Give back every line exactly as it appears, pictures excluded.

⟨

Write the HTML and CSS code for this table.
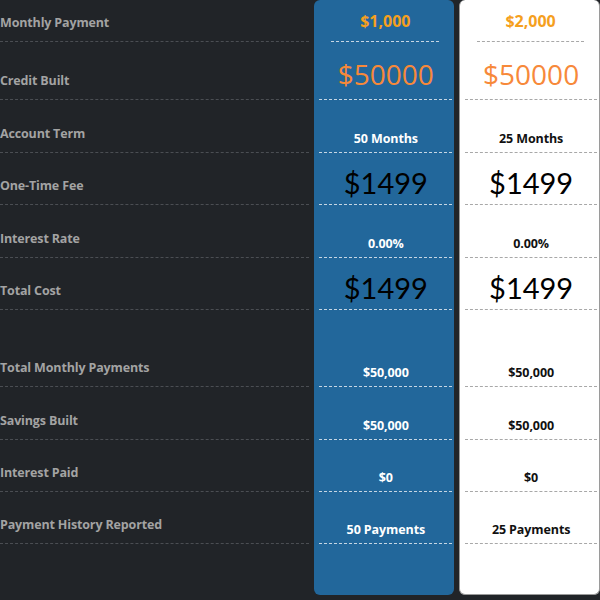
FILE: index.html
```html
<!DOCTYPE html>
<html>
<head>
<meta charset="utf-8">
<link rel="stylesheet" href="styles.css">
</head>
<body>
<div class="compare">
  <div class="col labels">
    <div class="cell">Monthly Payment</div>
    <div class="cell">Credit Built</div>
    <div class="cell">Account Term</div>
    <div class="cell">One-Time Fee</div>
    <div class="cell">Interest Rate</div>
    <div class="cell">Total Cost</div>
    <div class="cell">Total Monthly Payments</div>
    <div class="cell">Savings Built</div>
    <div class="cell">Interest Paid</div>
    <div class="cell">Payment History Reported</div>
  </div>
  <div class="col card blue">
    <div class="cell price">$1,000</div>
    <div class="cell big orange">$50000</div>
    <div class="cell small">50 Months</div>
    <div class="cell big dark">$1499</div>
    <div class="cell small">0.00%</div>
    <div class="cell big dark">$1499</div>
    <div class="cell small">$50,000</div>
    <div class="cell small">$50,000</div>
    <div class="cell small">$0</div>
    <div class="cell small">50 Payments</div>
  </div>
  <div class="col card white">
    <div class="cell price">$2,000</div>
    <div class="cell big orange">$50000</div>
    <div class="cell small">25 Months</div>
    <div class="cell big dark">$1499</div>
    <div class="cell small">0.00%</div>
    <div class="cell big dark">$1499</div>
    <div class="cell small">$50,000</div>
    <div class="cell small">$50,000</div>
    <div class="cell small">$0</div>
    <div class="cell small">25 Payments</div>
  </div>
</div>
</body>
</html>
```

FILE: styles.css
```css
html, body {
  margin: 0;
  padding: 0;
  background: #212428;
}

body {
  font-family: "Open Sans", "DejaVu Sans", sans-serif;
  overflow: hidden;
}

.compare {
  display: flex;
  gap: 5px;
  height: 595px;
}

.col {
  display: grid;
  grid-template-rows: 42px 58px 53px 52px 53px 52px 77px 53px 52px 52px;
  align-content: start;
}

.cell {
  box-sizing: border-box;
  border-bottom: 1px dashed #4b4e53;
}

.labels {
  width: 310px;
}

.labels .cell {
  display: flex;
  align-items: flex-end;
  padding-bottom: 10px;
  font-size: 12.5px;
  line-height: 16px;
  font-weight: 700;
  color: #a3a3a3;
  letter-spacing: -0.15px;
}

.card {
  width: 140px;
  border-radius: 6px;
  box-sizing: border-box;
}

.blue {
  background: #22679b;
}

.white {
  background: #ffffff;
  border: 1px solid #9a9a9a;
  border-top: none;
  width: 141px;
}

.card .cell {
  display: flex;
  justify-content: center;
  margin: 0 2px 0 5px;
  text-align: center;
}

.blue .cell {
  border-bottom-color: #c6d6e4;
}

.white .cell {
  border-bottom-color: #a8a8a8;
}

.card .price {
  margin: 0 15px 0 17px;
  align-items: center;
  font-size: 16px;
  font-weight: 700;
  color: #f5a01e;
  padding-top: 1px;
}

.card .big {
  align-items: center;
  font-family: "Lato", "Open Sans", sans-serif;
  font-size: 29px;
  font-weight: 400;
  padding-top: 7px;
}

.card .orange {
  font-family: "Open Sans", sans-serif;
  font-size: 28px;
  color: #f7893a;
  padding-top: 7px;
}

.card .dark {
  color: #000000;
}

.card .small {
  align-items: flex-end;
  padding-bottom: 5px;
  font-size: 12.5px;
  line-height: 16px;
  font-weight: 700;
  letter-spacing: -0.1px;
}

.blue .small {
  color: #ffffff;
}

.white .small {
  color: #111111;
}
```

⟩

Exercise answer
Write the HTML and CSS code for this table.
FILE: index.html
```html
<!DOCTYPE html>
<html>
<head>
<meta charset="utf-8">
<link rel="stylesheet" href="styles.css">
</head>
<body>
<div class="compare">
  <div class="col labels">
    <div class="cell">Monthly Payment</div>
    <div class="cell">Credit Built</div>
    <div class="cell">Account Term</div>
    <div class="cell">One-Time Fee</div>
    <div class="cell">Interest Rate</div>
    <div class="cell">Total Cost</div>
    <div class="cell">Total Monthly Payments</div>
    <div class="cell">Savings Built</div>
    <div class="cell">Interest Paid</div>
    <div class="cell">Payment History Reported</div>
  </div>
  <div class="col card blue">
    <div class="cell price">$1,000</div>
    <div class="cell big orange">$50000</div>
    <div class="cell small">50 Months</div>
    <div class="cell big dark">$1499</div>
    <div class="cell small">0.00%</div>
    <div class="cell big dark">$1499</div>
    <div class="cell small">$50,000</div>
    <div class="cell small">$50,000</div>
    <div class="cell small">$0</div>
    <div class="cell small">50 Payments</div>
  </div>
  <div class="col card white">
    <div class="cell price">$2,000</div>
    <div class="cell big orange">$50000</div>
    <div class="cell small">25 Months</div>
    <div class="cell big dark">$1499</div>
    <div class="cell small">0.00%</div>
    <div class="cell big dark">$1499</div>
    <div class="cell small">$50,000</div>
    <div class="cell small">$50,000</div>
    <div class="cell small">$0</div>
    <div class="cell small">25 Payments</div>
  </div>
</div>
</body>
</html>
```

FILE: styles.css
```css
html, body {
  margin: 0;
  padding: 0;
  background: #212428;
}

body {
  font-family: "Open Sans", "DejaVu Sans", sans-serif;
  overflow: hidden;
}

.compare {
  display: flex;
  gap: 5px;
  height: 595px;
}

.col {
  display: grid;
  grid-template-rows: 42px 58px 53px 52px 53px 52px 77px 53px 52px 52px;
  align-content: start;
}

.cell {
  box-sizing: border-box;
  border-bottom: 1px dashed #4b4e53;
}

.labels {
  width: 310px;
}

.labels .cell {
  display: flex;
  align-items: flex-end;
  padding-bottom: 10px;
  font-size: 12.5px;
  line-height: 16px;
  font-weight: 700;
  color: #a3a3a3;
  letter-spacing: -0.15px;
}

.card {
  width: 140px;
  border-radius: 6px;
  box-sizing: border-box;
}

.blue {
  background: #22679b;
}

.white {
  background: #ffffff;
  border: 1px solid #9a9a9a;
  border-top: none;
  width: 141px;
}

.card .cell {
  display: flex;
  justify-content: center;
  margin: 0 2px 0 5px;
  text-align: center;
}

.blue .cell {
  border-bottom-color: #c6d6e4;
}

.white .cell {
  border-bottom-color: #a8a8a8;
}

.card .price {
  margin: 0 15px 0 17px;
  align-items: center;
  font-size: 16px;
  font-weight: 700;
  color: #f5a01e;
  padding-top: 1px;
}

.card .big {
  align-items: center;
  font-family: "Lato", "Open Sans", sans-serif;
  font-size: 29px;
  font-weight: 400;
  padding-top: 7px;
}

.card .orange {
  font-family: "Open Sans", sans-serif;
  font-size: 28px;
  color: #f7893a;
  padding-top: 7px;
}

.card .dark {
  color: #000000;
}

.card .small {
  align-items: flex-end;
  padding-bottom: 5px;
  font-size: 12.5px;
  line-height: 16px;
  font-weight: 700;
  letter-spacing: -0.1px;
}

.blue .small {
  color: #ffffff;
}

.white .small {
  color: #111111;
}
```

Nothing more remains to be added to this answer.